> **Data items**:
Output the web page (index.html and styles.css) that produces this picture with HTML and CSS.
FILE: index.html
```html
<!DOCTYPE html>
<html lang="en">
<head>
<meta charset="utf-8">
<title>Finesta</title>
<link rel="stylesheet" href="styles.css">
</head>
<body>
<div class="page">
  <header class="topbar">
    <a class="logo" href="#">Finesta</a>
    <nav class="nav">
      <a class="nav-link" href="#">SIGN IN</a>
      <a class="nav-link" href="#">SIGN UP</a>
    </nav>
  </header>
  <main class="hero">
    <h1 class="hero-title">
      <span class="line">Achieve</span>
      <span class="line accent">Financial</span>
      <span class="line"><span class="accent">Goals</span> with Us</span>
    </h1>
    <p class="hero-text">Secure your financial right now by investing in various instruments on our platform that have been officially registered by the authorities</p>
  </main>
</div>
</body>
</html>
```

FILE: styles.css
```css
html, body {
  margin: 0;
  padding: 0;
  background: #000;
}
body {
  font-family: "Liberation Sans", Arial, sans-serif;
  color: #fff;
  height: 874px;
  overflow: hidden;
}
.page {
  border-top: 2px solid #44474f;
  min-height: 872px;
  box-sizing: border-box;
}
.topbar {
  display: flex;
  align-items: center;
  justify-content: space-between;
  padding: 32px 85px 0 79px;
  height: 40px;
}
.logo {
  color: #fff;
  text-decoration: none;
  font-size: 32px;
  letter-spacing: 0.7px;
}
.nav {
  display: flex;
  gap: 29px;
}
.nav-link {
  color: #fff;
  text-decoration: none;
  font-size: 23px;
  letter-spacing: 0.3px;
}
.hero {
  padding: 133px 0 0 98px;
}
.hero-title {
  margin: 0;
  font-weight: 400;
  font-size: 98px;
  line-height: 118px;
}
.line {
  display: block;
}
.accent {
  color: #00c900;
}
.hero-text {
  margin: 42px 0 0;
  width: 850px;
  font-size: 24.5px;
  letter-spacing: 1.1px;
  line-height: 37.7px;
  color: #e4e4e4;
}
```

...

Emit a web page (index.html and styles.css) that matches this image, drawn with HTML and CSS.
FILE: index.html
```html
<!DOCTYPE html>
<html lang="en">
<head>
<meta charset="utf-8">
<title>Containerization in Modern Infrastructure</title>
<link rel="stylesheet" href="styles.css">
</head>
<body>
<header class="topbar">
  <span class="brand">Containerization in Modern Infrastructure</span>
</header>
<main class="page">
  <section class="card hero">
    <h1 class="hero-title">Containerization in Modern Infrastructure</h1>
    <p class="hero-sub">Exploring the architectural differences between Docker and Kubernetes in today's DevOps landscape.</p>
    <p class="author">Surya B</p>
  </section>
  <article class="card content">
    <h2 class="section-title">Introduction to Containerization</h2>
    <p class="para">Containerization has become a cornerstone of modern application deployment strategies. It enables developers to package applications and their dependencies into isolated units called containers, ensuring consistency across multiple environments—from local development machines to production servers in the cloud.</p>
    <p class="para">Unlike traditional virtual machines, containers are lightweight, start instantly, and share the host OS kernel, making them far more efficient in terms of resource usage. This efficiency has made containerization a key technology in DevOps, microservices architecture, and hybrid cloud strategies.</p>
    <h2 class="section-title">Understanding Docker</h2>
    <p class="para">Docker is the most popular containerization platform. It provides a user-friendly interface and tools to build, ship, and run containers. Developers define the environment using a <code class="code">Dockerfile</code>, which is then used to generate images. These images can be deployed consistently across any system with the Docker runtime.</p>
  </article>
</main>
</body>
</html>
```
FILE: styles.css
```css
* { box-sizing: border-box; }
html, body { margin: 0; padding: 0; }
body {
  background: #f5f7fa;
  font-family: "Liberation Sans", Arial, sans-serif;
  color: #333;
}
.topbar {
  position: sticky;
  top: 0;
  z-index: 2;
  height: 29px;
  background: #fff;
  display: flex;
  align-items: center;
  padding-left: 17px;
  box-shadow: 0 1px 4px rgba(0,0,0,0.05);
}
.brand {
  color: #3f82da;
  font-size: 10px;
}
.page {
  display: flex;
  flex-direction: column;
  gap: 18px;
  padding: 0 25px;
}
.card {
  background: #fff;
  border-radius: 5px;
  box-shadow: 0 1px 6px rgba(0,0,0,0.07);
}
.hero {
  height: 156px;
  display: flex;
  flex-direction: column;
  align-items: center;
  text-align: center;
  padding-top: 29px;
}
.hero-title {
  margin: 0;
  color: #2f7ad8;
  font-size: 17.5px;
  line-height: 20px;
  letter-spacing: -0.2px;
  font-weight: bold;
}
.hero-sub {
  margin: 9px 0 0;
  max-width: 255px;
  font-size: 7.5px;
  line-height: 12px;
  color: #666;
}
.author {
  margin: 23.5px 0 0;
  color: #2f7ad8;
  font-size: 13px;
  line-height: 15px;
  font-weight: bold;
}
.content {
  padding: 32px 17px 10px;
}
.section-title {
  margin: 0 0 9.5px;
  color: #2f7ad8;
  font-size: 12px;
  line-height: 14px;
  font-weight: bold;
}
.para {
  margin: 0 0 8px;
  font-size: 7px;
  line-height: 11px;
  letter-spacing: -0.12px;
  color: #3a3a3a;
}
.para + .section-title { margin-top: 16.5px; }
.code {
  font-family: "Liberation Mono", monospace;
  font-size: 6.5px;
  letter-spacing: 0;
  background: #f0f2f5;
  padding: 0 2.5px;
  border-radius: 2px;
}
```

--

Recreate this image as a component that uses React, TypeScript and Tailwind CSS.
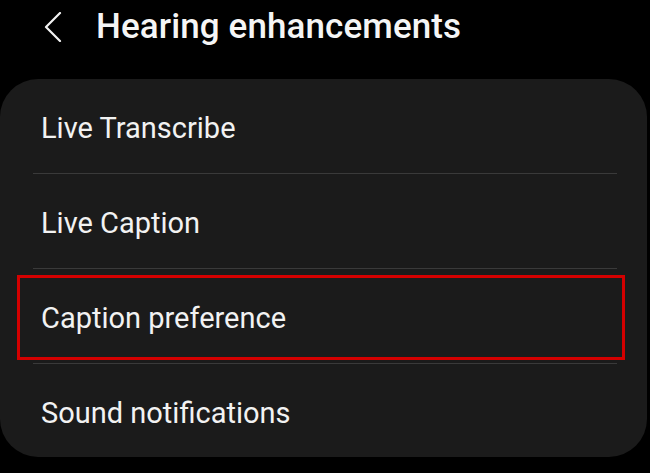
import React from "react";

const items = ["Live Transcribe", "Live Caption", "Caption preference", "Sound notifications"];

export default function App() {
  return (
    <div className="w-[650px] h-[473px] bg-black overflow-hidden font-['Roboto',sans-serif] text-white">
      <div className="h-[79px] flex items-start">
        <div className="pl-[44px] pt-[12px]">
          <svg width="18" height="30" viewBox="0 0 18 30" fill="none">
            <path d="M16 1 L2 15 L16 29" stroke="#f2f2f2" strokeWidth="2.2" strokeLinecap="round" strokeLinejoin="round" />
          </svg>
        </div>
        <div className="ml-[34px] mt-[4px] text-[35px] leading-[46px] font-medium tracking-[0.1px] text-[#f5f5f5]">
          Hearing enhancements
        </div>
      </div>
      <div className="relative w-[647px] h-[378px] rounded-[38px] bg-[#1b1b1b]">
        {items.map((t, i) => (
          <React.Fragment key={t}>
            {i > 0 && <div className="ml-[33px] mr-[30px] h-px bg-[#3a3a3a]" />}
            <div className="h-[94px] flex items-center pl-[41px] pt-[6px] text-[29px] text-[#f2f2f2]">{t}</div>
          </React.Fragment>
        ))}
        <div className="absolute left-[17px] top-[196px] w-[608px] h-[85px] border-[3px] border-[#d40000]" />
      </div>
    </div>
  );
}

> **WHAT YOU ARE ASKED TO DO**: Copy out every line from the material above in which the word "index" appears.

> **TASK SOLUTION**:
Output the web page (index.html and styles.css) that produces this picture with HTML and CSS.
FILE: index.html
Emit a web page (index.html and styles.css) that matches this image, drawn with HTML and CSS.
FILE: index.html
  z-index: 2;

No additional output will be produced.